Novedades, marzo de 2015: Impedimenta

Publicado el 25 marzo 2015 por Kovua

ISBN: 978-84-15979-35-7

Traducción de Amelia Pérez de Villar

Brian Moore, astuto cronista del alma humana, pasó a ser incluido tras la publicación de esta novela, en 1955, en la nómina de los escritores fundamentales de la narrativa en lengua inglesa del siglo XX.

La solitaria pasión de Judith Hearne, considerada la obra más influyente del novelista irlandés Brian Moore, narra la historia de la autodestrucción de una mujer honesta pero débil en el Belfast gris de la posguerra. Heredera directa de las solteronas de Dublineses, de James Joyce, Judith Hearne es una mujer de cierta edad que no conoce el amor, y que poco a poco ha ido cayendo socialmente en desgracia. Es pobre, aunque respetable. Vive en casas de huéspedes. Tiene pocos amigos y aquellos de los que está más cerca solo la toleran por lástima. Sometida a los prejuicios y aprensiones de una educación temerosa de Dios y más preocupada por las apariencias que por la consecución de la felicidad, confinada en una ciudad triste y casi inmóvil, lo que poca gente sabe es que Judith tiene una vida secreta. Una vida marcada por el estigma de la botella.

Era importante tener algo que contar, algo que interesara a los amigos: la señorita Hearne siempre conseguía encontrar algún suceso interesante donde el resto de la gente solo veía monotonía. A veces le parecía que eso era una especie de don, una de las grandes compensaciones de la vida en solitario. Y un don necesario, además. Porque cuando una mujer está sola, debe encontrar historias interesantes que contar. Otras mujeres hablan de sus hijos, de las compras, de cómo llevar una casa... Y sus maridos les cuentan historias interesantes también. Pero una mujer soltera se encuentra en una situación muy diferen­te: a la gente no le interesa oír cómo lleva sus cosas, no le inte­resa que le hablen de la habitación alquilada donde vive ni del presupuesto. Así que hay que buscar otros temas, y otros temas suponen necesariamente otras personas. La gente que conocía, la gente de la que había oído hablar, la gente que veía por la calle, la gente sobre la que leía... Todas esas personas iban a parar a algo así como un cajón de sastre del que luego podría sacar las historias más adecuadas para cada conversación. Y aquella era la razón por la que hasta un sujeto tan extraño como Bernard Rice era una bendición, a su manera. Era tan raro y tan horrible con sus "sí, mamá", "no, mamá" y su pelo largo y rubio de bebé que sería el protagonista perfecto para su historia del té del domingo, en casa de los O'Neill.

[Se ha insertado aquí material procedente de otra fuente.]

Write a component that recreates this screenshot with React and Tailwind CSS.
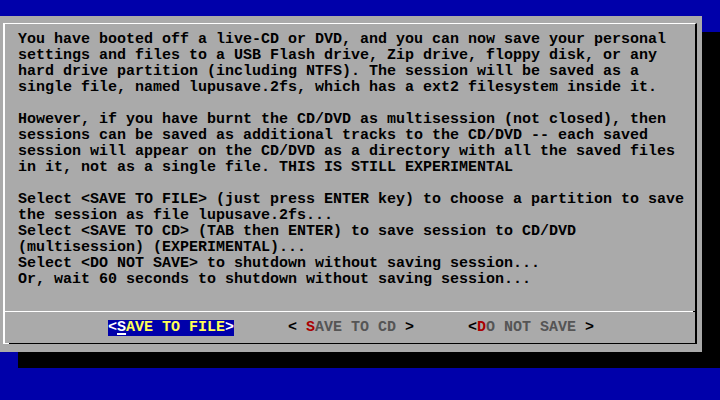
const LINES = [
  "You have booted off a live-CD or DVD, and you can now save your personal",
  "settings and files to a USB Flash drive, Zip drive, floppy disk, or any",
  "hard drive partition (including NTFS). The session will be saved as a",
  "single file, named lupusave.2fs, which has a ext2 filesystem inside it.",
  "",
  "However, if you have burnt the CD/DVD as multisession (not closed), then",
  "sessions can be saved as additional tracks to the CD/DVD -- each saved",
  "session will appear on the CD/DVD as a directory with all the saved files",
  "in it, not as a single file. THIS IS STILL EXPERIMENTAL",
  "",
  "Select <SAVE TO FILE> (just press ENTER key) to choose a partition to save",
  "the session as file lupusave.2fs...",
  "Select <SAVE TO CD> (TAB then ENTER) to save session to CD/DVD",
  "(multisession) (EXPERIMENTAL)...",
  "Select <DO NOT SAVE> to shutdown without saving session...",
  "Or, wait 60 seconds to shutdown without saving session...",
  "",
];

const App = () => {
  return (
    <div className="w-[720px] h-[400px] bg-[#0000aa] pt-4 overflow-hidden font-['Liberation_Mono',monospace] font-bold text-[15px] leading-4 text-black">
      {/* dialog */}
      <div className="w-[702px] h-[336px] bg-[#aaaaaa] pt-[7px] pl-[3px] shadow-[18px_16px_0_0_#000]">
        <div className="w-[694px] h-[321px] border-l-2 border-t border-r-2 border-l-white border-t-white border-r-black flex flex-col">
          {/* text */}
          <div className="pt-2 pl-[13px]">
            {LINES.map((l, i) => (
              <div key={i} className="h-4 whitespace-pre">
                {l}
              </div>
            ))}
          </div>

          {/* separator */}
          <div className="mt-[7px] flex h-px">
            <div className="flex-1 bg-white" />
            <div className="w-[2px] bg-black" />
          </div>

          {/* buttons */}
          <div className="mt-2 pl-[103px] flex gap-[54px] whitespace-pre">
            <div className="w-[126px] h-4 bg-[#0000aa] text-[#ffff55]">
              <span className="text-white">&lt;</span>
              <span className="text-white underline decoration-2 underline-offset-[2px]">S</span>
              AVE TO FILE
              <span className="text-white">&gt;</span>
            </div>
            <div className="w-[126px] h-4 text-[#555555]">
              <span className="text-black">&lt; </span>
              <span className="text-[#aa0000]">S</span>
              AVE TO CD
              <span className="text-black"> &gt;</span>
            </div>
            <div className="w-[126px] h-4 text-[#555555]">
              <span className="text-black">&lt;</span>
              <span className="text-[#aa0000]">D</span>
              O NOT SAVE
              <span className="text-black"> &gt;</span>
            </div>
          </div>

          {/* bottom edge */}
          <div className="mt-[7px] flex h-px">
            <div className="w-1 bg-white" />
            <div className="flex-1 bg-black" />
          </div>
        </div>
      </div>
    </div>
  );
};

export default App;
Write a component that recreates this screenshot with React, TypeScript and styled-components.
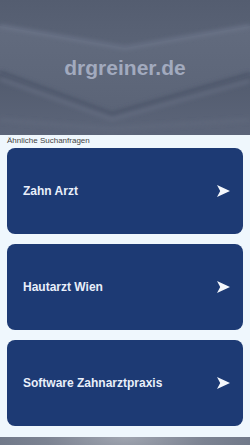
import styled, { createGlobalStyle } from 'styled-components';

const searches = ['Zahn Arzt', 'Hautarzt Wien', 'Software Zahnarztpraxis'];

export default function App() {
  return (
    <>
      <GlobalStyle />
      <StyledPage>
        <StyledHeader>
          <HeaderArt />
          <StyledTitle>drgreiner.de</StyledTitle>
        </StyledHeader>
        <StyledMain>
          <StyledLabel>Ähnliche Suchanfragen</StyledLabel>
          <StyledList>
            {searches.map((term) => (
              <StyledCard key={term} href='#'>
                <StyledCardText>{term}</StyledCardText>
                <ArrowIcon />
              </StyledCard>
            ))}
          </StyledList>
        </StyledMain>
        <StyledFooter />
      </StyledPage>
    </>
  );
}

function HeaderArt() {
  return (
    <StyledArt viewBox='0 0 250 135' preserveAspectRatio='none'>
      <defs>
        <linearGradient id='topBand' x1='0' y1='0' x2='0' y2='1'>
          <stop offset='0' stopColor='#545d70' />
          <stop offset='1' stopColor='#5a6376' />
        </linearGradient>
        <linearGradient id='midBand' x1='0' y1='0' x2='0' y2='1'>
          <stop offset='0' stopColor='#626b7e' />
          <stop offset='1' stopColor='#5b6477' />
        </linearGradient>
        <linearGradient id='lowBand' x1='0' y1='0' x2='0' y2='1'>
          <stop offset='0' stopColor='#525b6e' />
          <stop offset='1' stopColor='#5c6579' />
        </linearGradient>
        <filter id='soft'>
          <feGaussianBlur stdDeviation='2' />
        </filter>
      </defs>
      <rect width='250' height='135' fill='#596276' />
      <polygon points='0,0 250,0 250,24 125,46 0,24' fill='url(#topBand)' />
      <polygon points='0,26 125,48 250,26 250,72 112,112 0,70' fill='url(#midBand)' />
      <polygon points='0,74 112,116 250,76 250,135 0,135' fill='url(#lowBand)' />
      <g filter='url(#soft)' fill='none'>
        <polyline points='0,26 125,48 250,26' stroke='#6d768a' strokeWidth='3' />
        <polyline points='0,72 112,114 250,74' stroke='#4d566a' strokeWidth='4' />
        <polyline points='0,79 112,119 250,81' stroke='#677084' strokeWidth='2.5' />
        <polyline points='0,120 110,129 250,120' stroke='#60697d' strokeWidth='3' />
      </g>
    </StyledArt>
  );
}

function ArrowIcon() {
  return (
    <StyledArrow viewBox='0 0 13 12' aria-hidden='true'>
      <polygon points='0,0 13,6 0,12 3.2,6' fill='#f4f7fc' />
    </StyledArrow>
  );
}

const GlobalStyle = createGlobalStyle`
  html, body {
    margin: 0;
    padding: 0;
    background: #eff7fd;
    font-family: "Liberation Sans", Arial, sans-serif;
  }
`;

const StyledPage = styled.div`
  display: flex;
  flex-direction: column;
  width: 250px;
`;

const StyledHeader = styled.header`
  position: relative;
  height: 135px;
  display: flex;
  align-items: center;
  justify-content: center;
  overflow: hidden;
  background: #596276;
`;

const StyledArt = styled.svg`
  position: absolute;
  inset: 0;
  width: 100%;
  height: 100%;
`;

const StyledTitle = styled.h1`
  position: relative;
  margin: 0;
  font-size: 21px;
  font-weight: 700;
  color: #a2aabe;
`;

const StyledMain = styled.main`
  display: flex;
  flex-direction: column;
  padding: 0 7px 11px;
`;

const StyledLabel = styled.div`
  height: 13px;
  font-size: 8px;
  line-height: 11px;
  color: #444;
`;

const StyledList = styled.div`
  display: flex;
  flex-direction: column;
  gap: 10px;
`;

const StyledCard = styled.a`
  height: 86px;
  display: flex;
  align-items: center;
  justify-content: space-between;
  padding: 0 13px 0 16px;
  border-radius: 8px;
  background: #1d3a74;
  text-decoration: none;
`;

const StyledCardText = styled.span`
  font-size: 12px;
  font-weight: 700;
  color: #e9effa;
`;

const StyledArrow = styled.svg`
  width: 13px;
  height: 12px;
`;

const StyledFooter = styled.footer`
  height: 40px;
  background: radial-gradient(ellipse at 50% 0%, #a0a5b0 0%, #7c8392 45%, #667081 100%);
`;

Y así la señorita Hearne decidió que el Sagrado Corazón podía esperar. Y en lugar de seguir pensando en él sonrió a Bernard y le preguntó qué había estado estudiando en la uni­versidad.

-Humanidades -respondió él.

-Ah, ¿tiene planes de dedicarse a la enseñanza? Quiero decir, si su salud...

-No tengo ningún plan -respondió Bernard tranquila­mente-. Escribo poesía y vivo con mi madre.

Mientras lo decía, sonrió a la señora de Henry Rice, y la señora de Henry Rice asintió con la cabeza, cariñosa.

-Bernard no es como otros chicos, que lo único que quie­ren es abandonar a sus pobres madres para enredarse con alguna mujer y casarse antes de tiempo -explicó-. No, a Bernard le gusta su hogar. ¿Verdad, Bernie?

-Nadie me conoce como tú, mamá -dijo Bernard con voz queda. Se volvió hacia la señorita Hearne-: Es un án­gel, de verdad. Mamá es un ángel. Sobre todo cuando no me siento bien.

La señorita Hearne no supo qué decir. No se le ocurrió nin­gún comentario sobre él que fuera, a la vez, lo bastante hipó­crita. Ahí sigue, pensó, mirándome con ese descaro... ¿Qué pasa? ¿Es que llevo la falda subida? No, desde luego que no. La señorita Hearne se tiró de la falda y se la ciñó a las pantorrillas. Resolutiva, hizo girar la conversación hacia algún lugar común.

-Pertenecemos a la parroquia de Saint Finbar, creo, la del padre Quigley, ¿me equivoco?

-Sí, es el párroco. Demasiado directo, ese hombre, ¿no le parece?

-¿De verdad? He oído decir que es un hombre maravillo­so -dijo la señorita Hearne.

Bien sabe Dios que la religión es un refugio hasta para las conversaciones, pensó. Si no tuviéramos párrocos de los que hablar, ¿dónde acabaríamos la mitad de las veces?